While White Oak may not share the fame of the more common red oak, it does not deserve to be considered a second-class wood. The botanical and anatomical differences that separate white oak from Red Oak yield several desirable qualities that make White Oak a useful member of the woodworkers’ palette.
White oak end-grain
Commercially, several species of oak are grouped and sold as White Oak. The most common White Oak, Quercus alba, grows throughout eastern North America from Florida northward to southern Quebec. It is a long-lived species typically living well past 200 years. It generally achieves heights of 65′ to 85′ with diameters of 3′ to 4′. Trees from the forest can grow over 100′ high while those growing in open areas are shorter, often as broad as they are tall. The heartwood is white to a light tan brown with sapwood that is not often demarcated from the heart. It is straight grained with a coarse and uneven texture. The wood is hard, tough and durable, prized in boat and shipbuilding because it steam bends well. White Oak is also used in fine furniture, flooring, cabinetry, interior trim, and decorative veneer.
All oaks have large medullary rays visible to the unaided eye; those in White Oak are especially large. While most of the cells of a tree are longitudinal transporting nutrients up and down from the leaves to the roots, those in White Oak rays are arranged radially inward towards the pith. When White Oak is quarter sawn these large rays are made visible giving quarter-sawn white oak its distinctive appearance. Furniture makers in the Arts and Crafts Movement, such as by Gustav Stickley, used quarter-sawn White Oak as the signature wood for their mission style furniture.

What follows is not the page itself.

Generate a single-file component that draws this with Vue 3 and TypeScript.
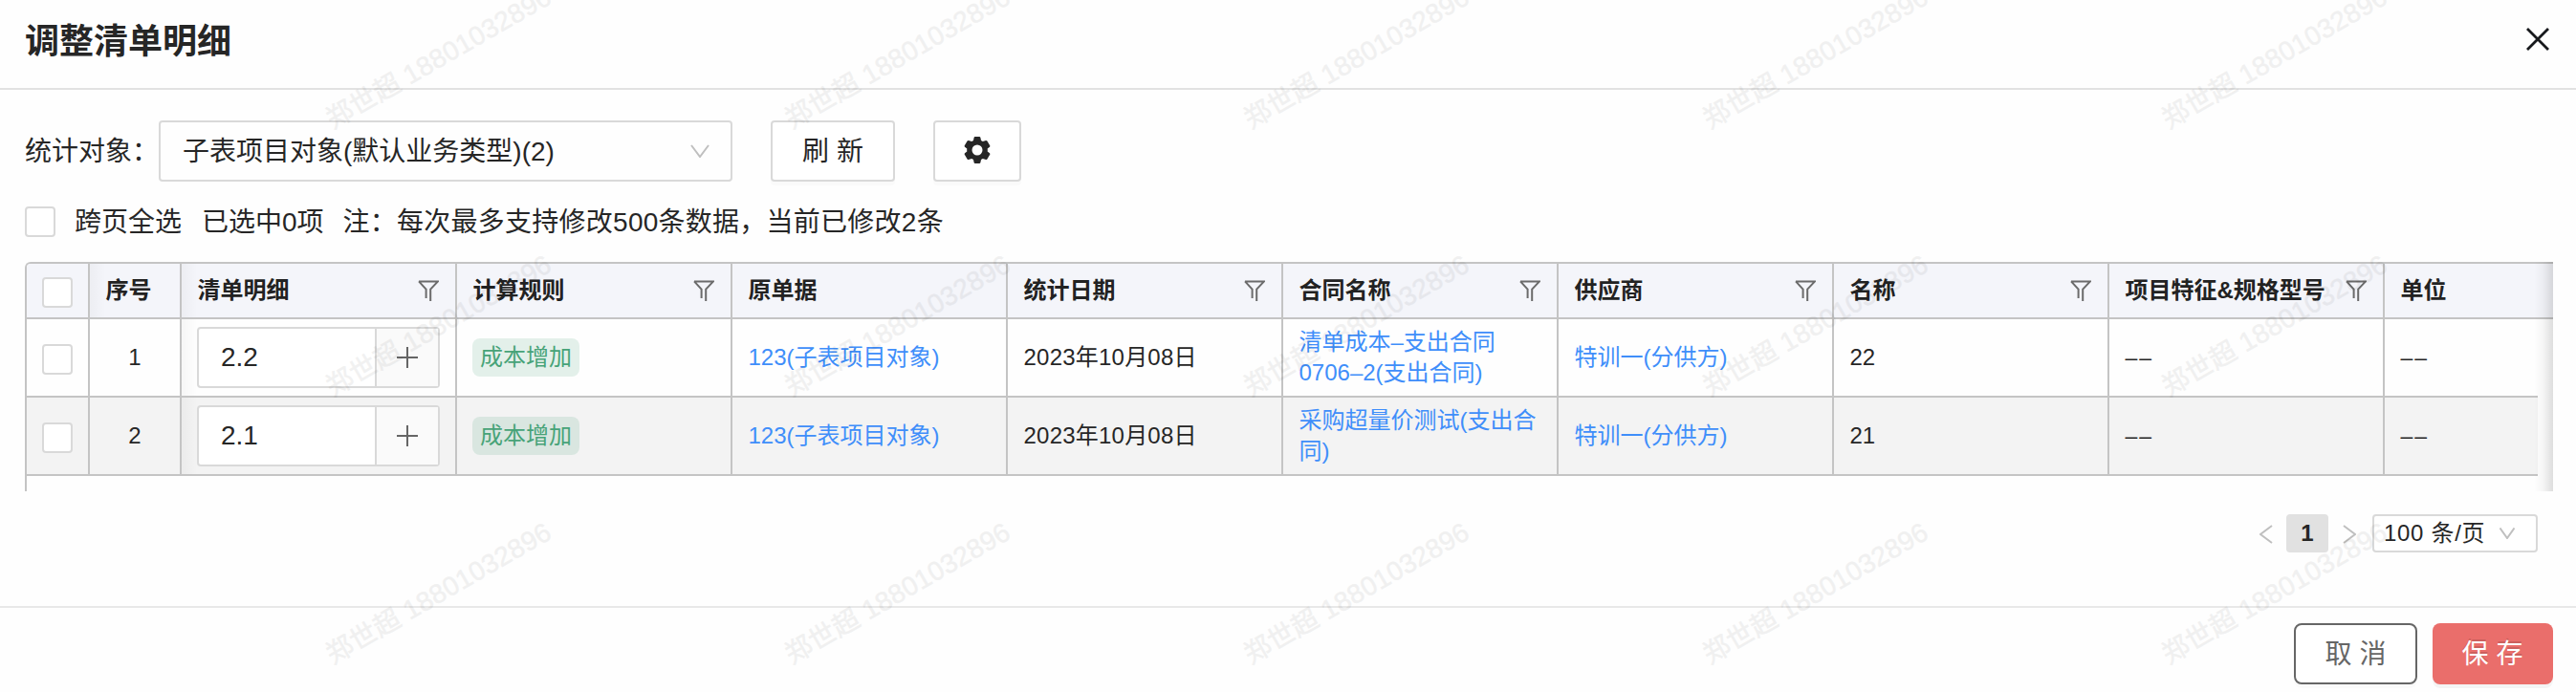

White Oak also contains large amounts of tannin, a chemical the tree uses as a pesticide. The tannin content of white oak makes it an ideal choice for outdoor and marine applications. Tannins have their downside, though. They react with ferrous metals producing a dark stain wherever metal contacts wood. Clamping should be done with care and non-ferrous fasteners may be a wise choice. Homemade stains made from steel wool dissolved in vinegar can rapidly stain White Oak black yielding a wood that resembles the famous bog oaks of Europe.
The longitudinal cells of White Oak are plugged with structures called tyloses. This results in a wood that is renowned for cooperage and barrel making. Red Oak, which lacks tyloses, makes a barrel that would quickly leak its entire contents. Shrinkage is relatively high, so movement must be accommodated, especially in flat-sawn boards. White Oak works well with all manner of power and hand tools. Being ring porous, it stains beautifully and glues and nails well. Supplies are plentiful and it is one of the few species that is sorted into flat-sawn and quarter-sawn parcels. All told, it is a common yet underutilized wood that more woodworkers should try, and for anyone undertaking mission style furniture it is irreplaceable.